Но невозможность установления контактов в «горизонтальной», человеческой плоскости, может привести в выбору общения в плоскости «вертикальной», с позиции власти, господства и подчинения всего и всех своему нарциссическому «эго». В XXI веке тема параноиков у власти — уже не новость. Как и тема антагонистической связи и превратного единства эроса и власти. В какой великолепный ансамбль сплелись, например, у Ницше темы дионисизма и выхода за пределы «Я» к единению, темы власти и пафоса дистанции, силы и жизненной динамики, кромешного одиночества и мечты о сверхчеловеке. Как музыкально эти темы разрешились в безумие, безумие уже не дионисийско-философское, а беспощадно клиническое. А ведь судьба Ницше (и развитие его идей) тесно сплетены с травмами в сфере общения — от идеализации Рихарда Вагнера до тяжелого разрыва с ним. От восхищения Ницше личностью Лу Саломе до отвержения ею его любви и судорожного ухода Ницше в одиночество. Как тут не броситься спасаться мечтой о сверхчеловеке (т. е. идеале собственного травмированного нарциссизма), как не заслушаться речами танцующего Заратустры, так схожего, по мнению культуролога А. Эткинда, с Лу Саломе, вышедшей замуж за другого!

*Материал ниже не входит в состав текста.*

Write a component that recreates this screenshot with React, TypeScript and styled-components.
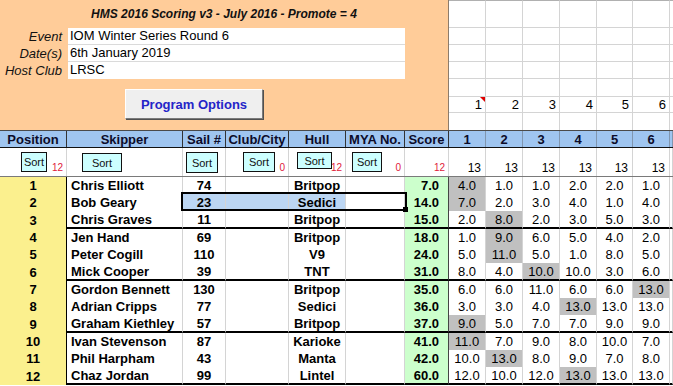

Я, вероятно, уже порядком утомил читателей, тех, кто решились все-таки дочитать до этих слов. Потому поспешу закончить эти наброски, где больше вопросов и недоумений, нежели ответов. Где общение предстает как задача и процесс достижения, а не состоявшийся и обычный факт. Как сказал, кажется, один умудренный католический кардинал: «Пропасть между душами может заполнить только Бог».